Buscou os locais que frequentava antes de se tornar aquele novo homem. E foi nessas andanças que em um bar que frequentava encontrou na mesma mesa que se sentava um jovem idêntico a ele, talvez era ele mesmo mais novo. Perguntou quem era, mas o jovem não respondeu, o seguiu até a pensão e lá o jovem simplesmente desapareceu. Uma moradora nova disse não saber quem era esse, e seu antigo vizinho reconheceu a descrição, mas disse que o tal rapaz tinha ido embora a tempo.

Nesse dia, andando pela cidade, ele conheceu Inês. Era violinista, a seguiu até um bar onde ela se encontrou com amigos, ouviu toda sua conversa e a seguiu no ônibus, viu que ela era apenas amiga de um dos jovens do grupo que claramente tinha maiores interesses. E a seguiu quando ela desceu do ônibus. Quando dois jovens meio bêbados a importunaram, ele a socorreu e assim se conheceram.

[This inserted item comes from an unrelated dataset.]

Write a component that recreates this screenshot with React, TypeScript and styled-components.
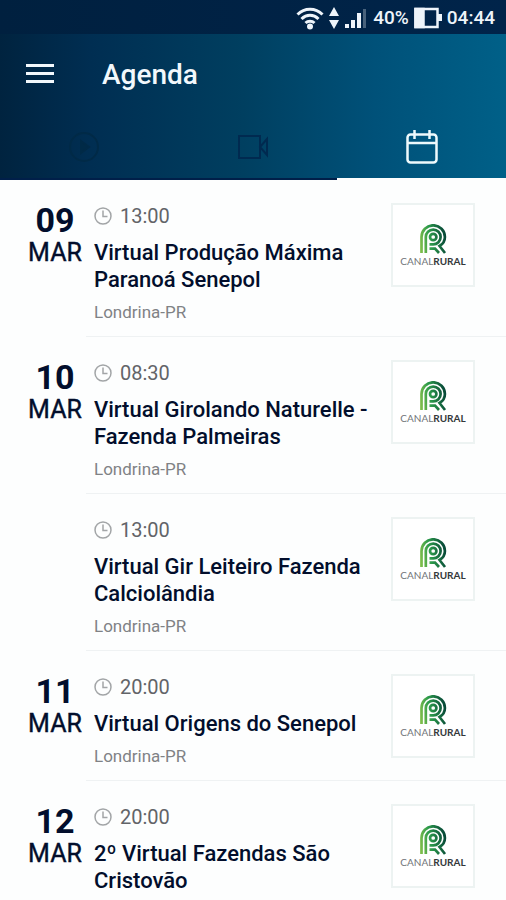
import React from "react";
import styled, { createGlobalStyle } from "styled-components";

const GlobalStyle = createGlobalStyle`
  *, *::before, *::after { box-sizing: border-box; }
  body {
    margin: 0;
    background: #fdfefe;
    color: #020e2c;
    font-family: Roboto, "Liberation Sans", sans-serif;
  }
`;

const Screen = styled.div`
  height: 100vh;
  overflow: hidden;
`;

const StatusBar = styled.div`
  display: flex;
  align-items: center;
  justify-content: flex-end;
  gap: 5px;
  height: 34px;
  padding: 2px 11px 0 0;
  background: linear-gradient(90deg, #00203f, #00244a);
  color: #eef4fa;
  font-size: 19px;
  font-weight: 500;
  line-height: 24px;
`;

const Header = styled.header`
  background: linear-gradient(90deg, #00233f 0%, #002e52 18%, #003f60 48%, #005179 74%, #006088 100%);
`;

const AppBar = styled.div`
  display: flex;
  align-items: center;
  gap: 48px;
  height: 82px;
  padding: 0 26px;
`;

const IconButton = styled.button`
  display: flex;
  padding: 0;
  border: 0;
  background: none;
  color: #f2f8fc;
  cursor: pointer;
`;

const PageTitle = styled.h1`
  margin: 0;
  color: #f2f8fc;
  font-size: 28px;
  font-weight: 500;
  line-height: 32px;
`;

const Tabs = styled.nav`
  display: grid;
  grid-template-columns: repeat(3, 1fr);
`;

const Tab = styled.button<{ $active?: boolean; $color: string }>`
  display: flex;
  align-items: center;
  justify-content: center;
  height: 64px;
  padding: 0;
  border: 0;
  border-bottom: 2px solid ${(p) => (p.$active ? "#fdfefe" : "#001f49")};
  background: none;
  color: ${(p) => p.$color};
  cursor: pointer;
`;

const List = styled.ul`
  margin: 0;
  padding: 0;
  list-style: none;
`;

const Row = styled.li`
  display: grid;
  grid-template-columns: 62px 1fr;
  padding-left: 24px;
`;

const DateBlock = styled.div`
  display: flex;
  flex-direction: column;
  align-items: center;
  padding-top: 23px;
`;

const Day = styled.span`
  font-size: 34px;
  font-weight: 700;
  line-height: 34px;
`;

const Month = styled.span`
  font-size: 25px;
  font-weight: 400;
  line-height: 32px;
  -webkit-text-stroke: 0.4px currentColor;
`;

const Body = styled.div`
  display: grid;
  grid-template-columns: 1fr 84px;
  align-items: start;
  gap: 12px;
  padding: 23px 31px 14px 8px;
  border-bottom: 1px solid #eff2f3;
`;

const Time = styled.div`
  display: flex;
  align-items: center;
  gap: 8px;
  color: #626468;
  font-size: 20px;
  line-height: 26px;
`;

const EventTitle = styled.h2`
  margin: 10px 0 9px;
  font-size: 22px;
  font-weight: 500;
  line-height: 27px;
`;

const Place = styled.p`
  margin: 0;
  color: #808285;
  font-size: 17px;
  line-height: 20px;
`;

const Channel = styled.div`
  display: flex;
  flex-direction: column;
  align-items: center;
  height: 84px;
  padding-top: 19px;
  border: 2px solid #edf3f2;
  background: #fff;
`;

const ChannelName = styled.span`
  color: #707477;
  font-family: Lato, sans-serif;
  font-size: 10px;
  font-weight: 400;
  line-height: 14px;
  white-space: nowrap;
  b { color: #34383a; font-weight: 700; }
`;

const WifiIcon = () => (
  <svg width="28" height="24" viewBox="0 0 28 24" fill="none" stroke="currentColor" strokeWidth="3">
    <path d="M1.5 8.5C8.5 1.5 19.5 1.5 26.5 8.5" />
    <path d="M5.5 13C10.5 8 17.5 8 22.5 13" />
    <path d="M9.5 17C12 14.5 16 14.5 18.5 17" />
    <circle cx="14" cy="20.5" r="3" fill="currentColor" stroke="none" />
  </svg>
);

const TrafficIcon = () => (
  <svg width="10" height="24" viewBox="0 0 10 24" fill="currentColor">
    <path d="M5 1l5 9H0zM5 23l5-9H0z" />
  </svg>
);

const SignalIcon = () => (
  <svg width="24" height="24" viewBox="0 0 24 24" fill="currentColor">
    <path d="M1 18h4v4H1zM7 14h4v8H7zM13 7h4v15h-4z" />
    <path d="M19 3h3v19h-3z" opacity=".3" />
  </svg>
);

const BatteryIcon = () => (
  <svg width="28" height="24" viewBox="0 0 28 24" fill="none" stroke="currentColor" strokeWidth="2.5">
    <path d="M1.5 3h22v18h-22z" />
    <path d="M1.5 3h8v18h-8z" fill="currentColor" />
    <path d="M24 8h4v7h-4z" fill="currentColor" stroke="none" />
  </svg>
);

const MenuIcon = () => (
  <svg width="28" height="22" viewBox="0 0 28 22" stroke="currentColor" strokeWidth="3">
    <path d="M0 1.5h28M0 9.5h28M0 17.5h28" />
  </svg>
);

const PlayIcon = () => (
  <svg width="32" height="32" viewBox="0 0 32 32" fill="none" stroke="currentColor" strokeWidth="2">
    <circle cx="16" cy="16" r="14" />
    <path d="M13 10l8 6-8 6z" fill="currentColor" />
  </svg>
);

const VideoIcon = () => (
  <svg width="32" height="26" viewBox="0 0 32 26" fill="none" stroke="currentColor" strokeWidth="2">
    <path d="M2 2h21v22H2zM23 13l7-8v16z" />
  </svg>
);

const CalendarIcon = () => (
  <svg width="32" height="34" viewBox="0 0 32 34" fill="none" stroke="currentColor" strokeWidth="2.5">
    <rect x="1.5" y="4.5" width="29" height="28" rx="3" />
    <path d="M1.5 13h29M8.5 0v9M23.5 0v9" />
  </svg>
);

const ClockIcon = () => (
  <svg width="18" height="18" viewBox="0 0 18 18" fill="none" stroke="#a2a5a7" strokeWidth="1.5">
    <circle cx="9" cy="9" r="8" />
    <path d="M9 3.5V9.5h4.5" />
  </svg>
);

const ChannelEmblem = () => (
  <svg width="28" height="30" viewBox="0 0 28 30" fill="none" stroke="url(#emblem)" strokeWidth="2.7">
    <defs>
      <linearGradient id="emblem" gradientUnits="userSpaceOnUse" x1="1" y1="16" x2="26" y2="12">
        <stop offset="0" stopColor="#7cbd4a" />
        <stop offset=".4" stopColor="#2c9a4b" />
        <stop offset="1" stopColor="#084a38" />
      </linearGradient>
    </defs>
    <path d="M2.5 29V13A11.7 11.7 0 0 1 25.9 13C25.9 17 24 20 20.5 22L26 29" />
    <path d="M6.8 29V13A7.4 7.4 0 1 1 14.2 20.4H10.5" />
    <circle cx="14.2" cy="13" r="3.2" />
    <path d="M10.5 24.6h5.5l4 4.4" />
  </svg>
);

type AgendaEvent = { day?: string; time: string; title: string; place: string };

const events: AgendaEvent[] = [
  { day: "09", time: "13:00", title: "Virtual Produção Máxima Paranoá Senepol", place: "Londrina-PR" },
  { day: "10", time: "08:30", title: "Virtual Girolando Naturelle - Fazenda Palmeiras", place: "Londrina-PR" },
  { time: "13:00", title: "Virtual Gir Leiteiro Fazenda Calciolândia", place: "Londrina-PR" },
  { day: "11", time: "20:00", title: "Virtual Origens do Senepol", place: "Londrina-PR" },
  { day: "12", time: "20:00", title: "2º Virtual Fazendas São Cristovão", place: "Londrina-PR" },
];

const EventRow = ({ day, time, title, place }: AgendaEvent) => (
  <Row>
    <DateBlock>
      {day && (
        <>
          <Day>{day}</Day>
          <Month>MAR</Month>
        </>
      )}
    </DateBlock>
    <Body>
      <div>
        <Time>
          <ClockIcon />
          <time>{time}</time>
        </Time>
        <EventTitle>{title}</EventTitle>
        <Place>{place}</Place>
      </div>
      <Channel>
        <ChannelEmblem />
        <ChannelName>
          CANAL<b>RURAL</b>
        </ChannelName>
      </Channel>
    </Body>
  </Row>
);

export default function App() {
  return (
    <Screen>
      <GlobalStyle />
      <StatusBar>
        <WifiIcon />
        <TrafficIcon />
        <SignalIcon />
        <span>40%</span>
        <BatteryIcon />
        <span>04:44</span>
      </StatusBar>
      <Header>
        <AppBar>
          <IconButton aria-label="Menu">
            <MenuIcon />
          </IconButton>
          <PageTitle>Agenda</PageTitle>
        </AppBar>
        <Tabs>
          <Tab $color="#002a47" aria-label="Ao vivo">
            <PlayIcon />
          </Tab>
          <Tab $color="#002a50" aria-label="Vídeos">
            <VideoIcon />
          </Tab>
          <Tab $active $color="#eefafd" aria-label="Agenda" aria-current="page">
            <CalendarIcon />
          </Tab>
        </Tabs>
      </Header>
      <List>
        {events.map((event) => (
          <EventRow key={event.title} {...event} />
        ))}
      </List>
    </Screen>
  );
}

Inventou uma história que a tinha visto no ensaio aberto que teve na faculdade e quando questionado, perguntou se ela queria ouvir uma historia. Ela disse sim.

Eles foram jantar, e no final estavam interessados um no outro. Inês estava apaixonada, ele não queria se envolver porque sabia que acabaria matando-a. Foi em uma de suas conversas que ela disse que era filha da sua vitima, da mulher que ele tinha sequestrado. Para sua imensa surpresa. Inês estava muito envolvida e ele fugia dela, mas ela conseguira seu telefone e seu endereço. Ela foi vê-lo, mas ele estava decidido a não matá-la, assim, depois de um beijo, ele foi pegar uma surpresa e a mandou esperar de olhos fechados. Ela desmaiou com o clorofórmio, e ele colocou-a no carro e a deixou no estacionamento do seu prédio, em seu carro.

A essa altura ele estava cansado de ser aquele novo homem, queria poder voltar ao começo. E chegou à conclusão de que o que o impedia de ser aquele outro era ter perdido o medo. Era esse o motivo de ter sequestrado a mãe de Inês. Ela estava com medo agora, e dormindo com ela, poderia roubar dela o medo e voltar a ser o mesmo homem que era anos atrás, mesmo que fosse mais velho. Era isso que queria.

 

Autor do livro: Flávio Carneiro 

 

Fonte: Site Brasil Escola, escrito por Rebeca Cabral.